Among the 81printers surveyed, 38.3% are using artificial intelligence and another 23.5% expect to within the next year. So far, the focus has been on content creation. But plans are to expand usage across a range of mission-critical functions, with the biggest increases in operations (42.0% from 14.8%), customer analytics (33.3% from 11.1%), sales (39.5% from 16.0%), customer service (22.2% from 1.2%), and risk management (21.0% from 2.5%).
Our research panel spoke frankly about their AI experiences, positive and negative. For example, they’ve learned that AI can automate time-consuming, low-value tasks from estimating to invoicing, boosting productivity and profitability companywide – i.e., automation is no longer limited to operations – and that AI can advance market analysis and forecasting by extracting insight from text, audio, video, and other “unstructured” data that does not fit neatly into spreadsheets.
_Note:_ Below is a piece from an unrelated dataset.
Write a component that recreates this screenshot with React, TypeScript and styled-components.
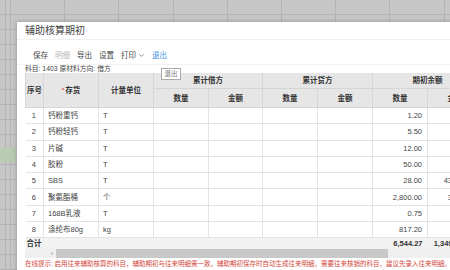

They’ve learned the importance of integrating AI applications with ERP, MIS, CRM and other business intelligence systems. And they’ve learned the importance of preparing employees to work effectively with AI, whether by creating implementation teams, hiring outside trainers, or designating an AI champion, and of reinforcing that AI will enhance – not eliminate – their jobs.
AI Applications Current and Future
- In which of the functions below are you currently using AI, and in which do you plan to within one year (March 2024)?
They also shared the following recommendations:
- Start small but get started. Instead of trying to do everything at once, “find a specific thing, whether it's scheduling work and content marketing, and focus on that.” Take a small step such as “adding AI notetaking for meetings” and advance by learning from each small step – “crawl, walk, run.” And rather than wait for the great, accept the good available right now: “I think everyone's waiting for the ‘ta-da’ moment where the machine comes in and waves its magic wand and our business is that much better. But the reality is taking small steps across your organization.”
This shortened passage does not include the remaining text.